## Provided data
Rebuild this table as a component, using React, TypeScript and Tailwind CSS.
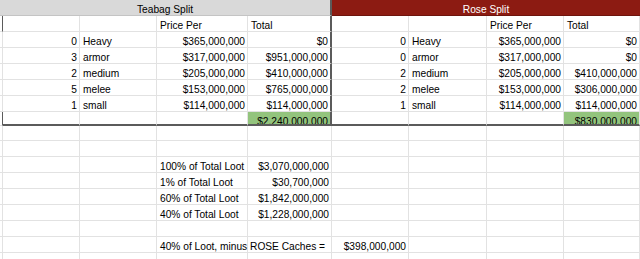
import React from "react";
import clsx from "clsx";

const W = [
  "w-[3px]",
  "w-[77px]",
  "w-[77px]",
  "w-[91px]",
  "w-[84px]",
  "w-[77px]",
  "w-[78px]",
  "w-[77px]",
  "w-[76px]",
];

type Cell = { t?: string; r?: boolean; rc?: string; bc?: string; c?: string };

const DARK_R = "border-r-2 border-r-[#5b5b5b]";
const DARK_R1 = "border-r border-r-[#5b5b5b]";
const DARK_B = "border-b-2 border-b-[#5b5b5b]";

function Row({ h, cells }: { h: string; cells: Cell[] }) {
  return (
    <div className={clsx("flex shrink-0", h)}>
      {W.map((w, i) => {
        const cell = cells[i] ?? {};
        return (
          <div
            key={i}
            className={clsx(
              w,
              "shrink-0 box-border whitespace-nowrap pt-[2px] leading-[15px]",
              i === 0 ? "" : "pl-[3px] pr-[2px]",
              cell.rc ?? "border-r border-r-[#e2e2e2]",
              cell.bc ?? "border-b border-b-[#e2e2e2]",
              cell.r && "text-right",
              cell.c
            )}
          >
            {cell.t ?? ""}
          </div>
        );
      })}
    </div>
  );
}

const teabag = [
  ["0", "Heavy", "$365,000,000", "$0"],
  ["3", "armor", "$317,000,000", "$951,000,000"],
  ["2", "medium", "$205,000,000", "$410,000,000"],
  ["5", "melee", "$153,000,000", "$765,000,000"],
  ["1", "small", "$114,000,000", "$114,000,000"],
];
const rose = [
  ["0", "Heavy", "$365,000,000", "$0"],
  ["0", "armor", "$317,000,000", "$0"],
  ["2", "medium", "$205,000,000", "$410,000,000"],
  ["2", "melee", "$153,000,000", "$306,000,000"],
  ["1", "small", "$114,000,000", "$114,000,000"],
];

const loot = [
  ["100% of Total Loot", "$3,070,000,000"],
  ["1% of Total Loot", "$30,700,000"],
  ["60% of Total Loot", "$1,842,000,000"],
  ["40% of Total Loot", "$1,228,000,000"],
];

export default function App() {
  return (
    <div className="w-[640px] h-[259px] overflow-hidden bg-white text-black text-[10.2px] font-['Liberation_Sans',Arial,sans-serif] flex flex-col">
      {/* header */}
      <div className="flex h-[16px] shrink-0">
        <div className="w-[332px] shrink-0 box-border bg-[#d9d9d9] border-b border-b-[#c4c4c4] border-r-2 border-r-[#5b5b5b] text-center pt-[2px] leading-[15px]">
          Teabag Split
        </div>
        <div className="w-[308px] shrink-0 box-border bg-[#8c1b12] border-b border-b-[#6e140d] text-white text-center pt-[2px] leading-[15px]">
          Rose Split
        </div>
      </div>

      <Row
        h="h-[16px]"
        cells={[
          { rc: DARK_R1 },
          {},
          {},
          { t: "Price Per" },
          { t: "Total", rc: DARK_R },
          {},
          {},
          { t: "Price Per" },
          { t: "Total" },
        ]}
      />

      {teabag.map((tb, k) => {
        const rs = rose[k];
        return (
          <Row
            key={k}
            h="h-[16px]"
            cells={[
              {},
              { t: tb[0], r: true },
              { t: tb[1] },
              { t: tb[2], r: true },
              { t: tb[3], r: true, rc: DARK_R },
              { t: rs[0], r: true },
              { t: rs[1] },
              { t: rs[2], r: true },
              { t: rs[3], r: true },
            ]}
          />
        );
      })}

      {/* totals */}
      <Row
        h="h-[14px]"
        cells={[
          { rc: DARK_R1 },
          { bc: DARK_B },
          { bc: DARK_B },
          { bc: DARK_B },
          { t: "$2,240,000,000", r: true, rc: DARK_R, bc: DARK_B, c: "bg-[#93c47d] overflow-hidden" },
          { bc: DARK_B },
          { bc: DARK_B },
          { bc: DARK_B },
          { t: "$830,000,000", r: true, bc: DARK_B, c: "bg-[#93c47d] overflow-hidden" },
        ]}
      />

      <Row h="h-[15px]" cells={[]} />
      <Row h="h-[16px]" cells={[]} />

      {loot.map((l, k) => (
        <Row
          key={k}
          h="h-[16px]"
          cells={[{}, {}, {}, { t: l[0] }, { t: l[1], r: true }]}
        />
      ))}

      <Row h="h-[16px]" cells={[]} />
      <Row
        h="h-[16px]"
        cells={[
          {},
          {},
          {},
          { t: "40% of Loot, minus ROSE Caches =" },
          {},
          { t: "$398,000,000", r: true },
        ]}
      />
      <Row h="h-[16px]" cells={[]} />
    </div>
  );
}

## What to produce
Read the data above and pull out each line that holds the string "React".

## Result for this task
Rebuild this table as a component, using React, TypeScript and Tailwind CSS.
import React from "react";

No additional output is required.